One idea that could make it as a compromise to the public option and insurance co-operatives is an insurance exchange that could be run federally or more likely at the state level with seed money from the feds.

The benefit to the insurance exchange is that there is a test case at the state level. As part of its massive health reform plan in 2006, Massachusetts created the Commonwealth Health Insurance Connector Authority, which oversees the reform effort.

A key part of the program is the insurance exchange Web site that allows Bay Staters to compare available health plans by costs and benefit designs. Federal policymakers and health leaders can learn from the Massachusetts program when creating an exchange.

Greg DeBor, a partner in CSC's Healthcare Group, partnered with the commonwealth to develop the Connector Web site, and coauthor of a white paper about the Massachusetts experience, says The Bay State's experiment is the "best learning lab for policymakers on the Hill."

Here are four lessons from Massachusetts' insurance exchange:

If you don't require coverage, don't expect many to sign up
As I wrote in March, I am surprised the individual mandate is still even part of the debate. It's not that I don't think it's a good idea, but when Hillary Clinton withdrew from the presidential race last summer, I thought any hope of an individual mandate left with her.

At the time, both remaining major presidential candidates were against the idea, but President Barack Obama now says he's open to the individual mandate as part of a larger health reform package.

Requiring everyone to have health insurance will be a tough sell in Congress, but the Massachusetts experience shows that the mandate is needed if lawmakers expect millions—especially the young and healthy—to buy insurance.

Massachusetts officials found that the uninsured didn't flock to the Connector Web site to find a plan until they were required to buy insurance or face a fine.

In other words, if you don't force people to buy health insurance, they will find more enjoyable ways to spend their money.

DeBor says a mandate would "make it easier."

"People simply weren't looking for a simpler way to buy insurance and then rushed out and bought it. They had to be told that this was required of them," says DeBor.

Educate prospective members about healthcare and health insurance
When creating the exchange Web site, Massachusetts learned education was the first step—and not just education about the plans that are available. They needed to know the very basics. What is insurance? What's a premium? How do you find a doctor? These questions are common knowledge to the insured, but for those without insurance they are foreign concepts.

Program officials had to first tell the uninsured about insurance and why they needed it—and speak at a level that everyone could understand. Plus, for those shopping for individual health insurance, program leaders needed to educate people who were covered through an employer previously about the individual health insurance market.

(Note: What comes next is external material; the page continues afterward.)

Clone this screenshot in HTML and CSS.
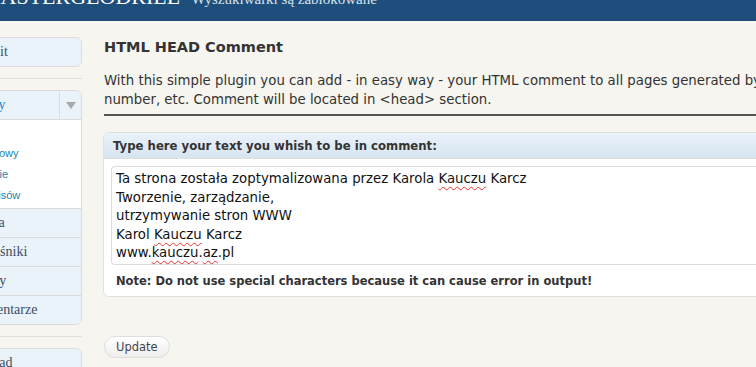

Plan for an extensive marketing campaign
DeBor says two of the biggest keys to the Massachusetts exchange have been marketing and Web site design. He adds the two work in concert to deliver the education piece, both about healthcare and the individual mandate.

Massachusetts was inundated with marketing about the reform program in the months before the coverage deadline. There were countless commercials, ads on sides of buses and billboards, and collaboration with Boston sports teams to promote the idea.

As I mentioned earlier, this education included not just information about the mandate, but also explained the healthcare system, the definition of health insurance, and why—nearly every Massachusetts resident must have it.

Expect future enhancements
Once the insurance exchange is created, don't expect that the shiny new Web site means the journey is over. Massachusetts has also improved the site through enhancements, such as a benefits calculator and plans to add Web 2.0 offerings, such as a list of what other people are buying.

The redesigned Web site also separates the pathways for users depending on the customers' needs (such as whether they are searching for an individual or subsidized plan). This allows the individual purchaser to navigate easier.

As these insurance exchange tips show, approving a new health reform law is the easy part. If a comprehensive health reform plan actually makes it through Congress this year, policymakers and health leaders should remember these items from Massachusetts and spend a great amount of time studying the Massachusetts experience and learn from both its successes and failures.

But it's not just policymakers who can learn. Health insurance plans that are looking to promote their individual offerings should also learn from Massachusetts. That learning will become more important as the employer-based health insurance market continues to erode.